La fotografia del piccolo Alan: l’avresti fatta?

(Lungo silenzio) «Puoi capirlo solo quando sei li. Sì, probabilmente l’avrei fatta, è comunque un’immagine importante, ha un merito: ha fatto irruzione nel discorso pubblico e poi in quello politico, e questo è quel che si chiede a una buona fotografia giornalistica. Un giorno, a Cana, dopo un bombardamento, trovai decine di cadaveri in un edificio in cemento che avevano pensato fosse un riparo. C’erano bambini.

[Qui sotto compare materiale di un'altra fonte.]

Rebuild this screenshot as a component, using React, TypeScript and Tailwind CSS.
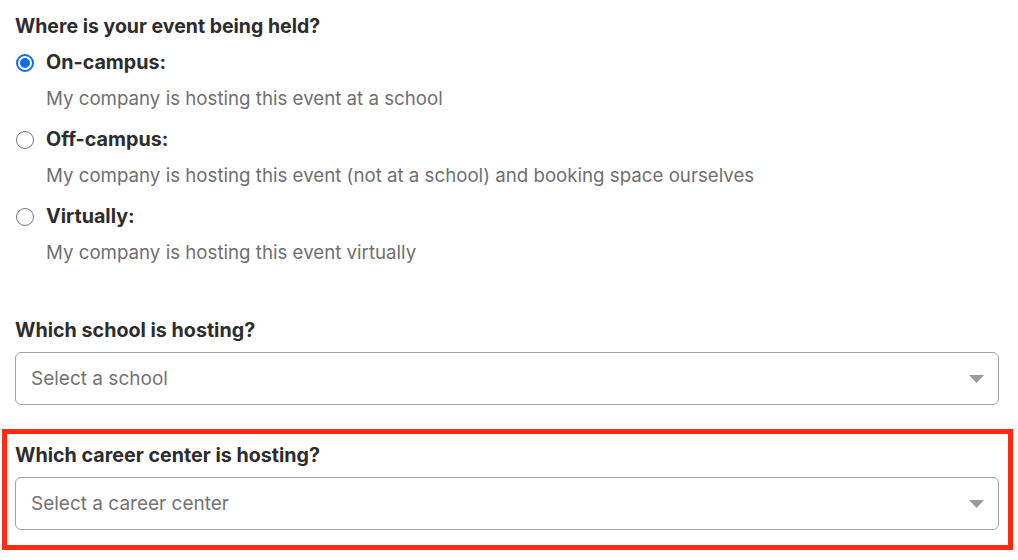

Con molta consapevolezza decisi che era necessario documentare quel crimine».

Hai mai avuto la tentazione di aumentare la dose di shock per “bucare” l’attenzione del lettore, per evitare l’assuefazione?

«Sì, può anche esistere quella che gli americani chiamano compassion fatigue, ma ti chiedo, qual è l’alternativa? Smettere di fotografare perché tanto non serve? Fra cinquant’anni, quando uno storico revisionista minimizzerà la sofferenza di queste persone, avremo dei documenti».

Dovunque accada qualcosa, un telefonino scatterà la foto prima dite. Questo come cambia il tuo lavoro?

«Sì, tutti fanno foto. I volontari, i soccorritori, i profughi stessi appena sbarcati. Ma questa ansia generale di produrre immagini mentre si vive un’esperienza forte fa parte delle cose da raccontare. Non mi crea nessun problema, sono testimonianze, come i ricordi che uno porta con sé, io faccio altro, raccolgo quel che vedo e lo rielaboro come meglio so fare».

E dunque, le fotografie cambiano la storia?

«Io non credo di potere cambiare la testa a nessuno, e non è questo il compito che mi sento addosso. Io voglio far parte di un mondo dove le fotografie entrano in un circuito sociale, cariche di informazioni e di emozioni, acquistano nel loro vagare anche una vita propria, possono incontrare persone e coscienze e far nascere qualcosa. Una fotografia non è un’ideologia che stravolge le menti, è un seme: se sposta qualcosa lo fa piano, crescendo dentro chi la guarda. A questo credo ancora, lo dico da fotografo ma anche da lettore, perché nessuna fotografia esiste davvero se non incontra una coscienza che la accoglie e la completa».